BRIEF DESCRIPTION OF THE DRAWINGS
[0020] The accompanying drawings, which are incorporated in and
constitute a part of this disclosure, illustrate exemplary
embodiments and, together with the description, serve to explain
the disclosed principles.
[0021] FIG. 1 illustrates an exemplary block diagram of a system
for on-device classification of fingertip motion patterns into
gestures in real-time, in accordance with an embodiment of the
present disclosure.
[0022] FIG. 2 illustrates an exemplary block diagram of the system
for on-device classification of fingertip motion patterns into
gestures in real-time, in accordance with an embodiment of the
present disclosure, in accordance with an embodiment of the present
disclosure.
[0023] FIG. 3 illustrates an exemplary flow diagram of a method for
on-device classification of fingertip motion patterns into gestures
in real-time using the system of FIG. 1 in accordance with an
embodiment of the present disclosure.
[0024] FIG. 4 depicts a fingertip regressor architecture for
fingertip localization as implemented by the system of FIG. 1, in
accordance with an example embodiment of the present
disclosure.
[0025] FIG. 5 depicts gesture sequences shown to users before data
collection, in accordance with an example embodiment of the present
disclosure.
[0026] FIG. 6 depicts image comparison of present disclosure versus
conventional approaches that indicate results of detectors (hand
candidate bounding boxes) in different conditions such as poor
illumination, blurry rendering, indoor and outdoor environments
respectively, in accordance with an example embodiment of the
present disclosure.
[0027] FIGS. 7A-7B illustrate a graphical representations depicting
comparison of finger localization of the present disclosure versus
with conventional technique(s), in accordance with an example
embodiment of the present disclosure.
[0028] FIG. 8 depicts an overall performance of the method of FIG.
3 on 240 egocentric videos captured using a smartphone based
Google.RTM. Cardboard head-mounted device, in accordance with an
example embodiment of the present disclosure.
DETAILED DESCRIPTION
[0029] Exemplary embodiments are described with reference to the
accompanying drawings.

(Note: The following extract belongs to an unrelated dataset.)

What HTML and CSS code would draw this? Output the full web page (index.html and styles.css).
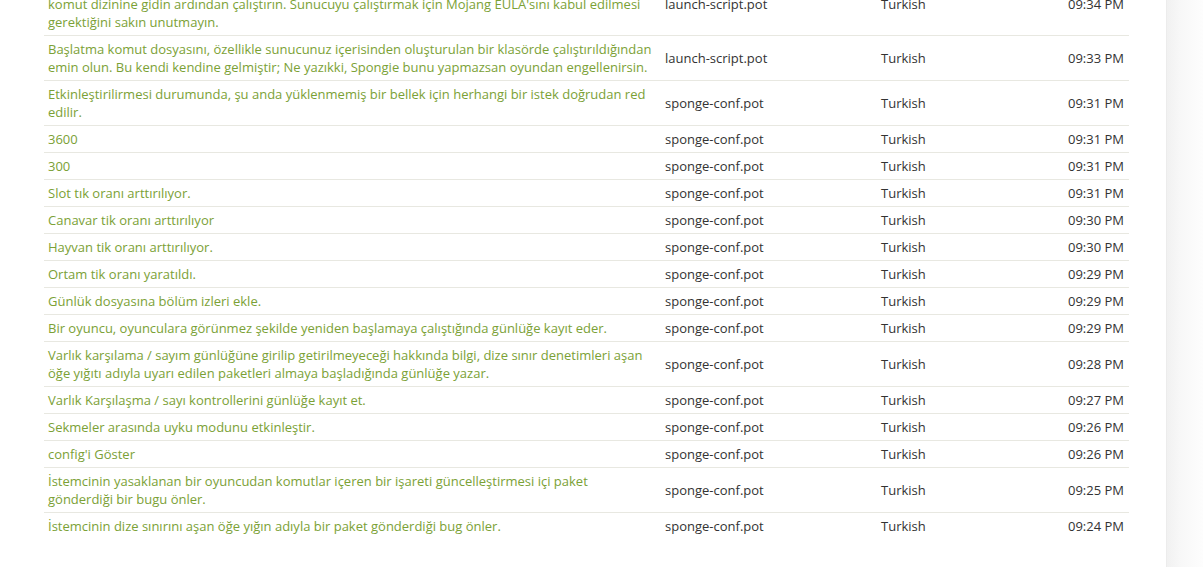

In the figures, the left-most digit(s) of a
reference number identifies the figure in which the reference
number first appears. Wherever convenient, the same reference
numbers are used throughout the drawings to refer to the same or
like parts. While examples and features of disclosed principles are
described herein, modifications, adaptations, and other
implementations are possible without departing from the scope of
the disclosed embodiments. It is intended that the following
detailed description be considered as exemplary only, with the true
scope being indicated by the following claims.
[0030] Expensive Augmented Reality (AR)/Mixed Reality (MR) devices
such as the Microsoft.RTM. HoloLens, Daqri and Meta Glasses provide
a rich user interface by using recent hardware advancements. They
are equipped with a variety of on-board sensors including multiple
cameras, a depth sensor and proprietary processor(s). This makes
them expensive and unaffordable for mass adoption.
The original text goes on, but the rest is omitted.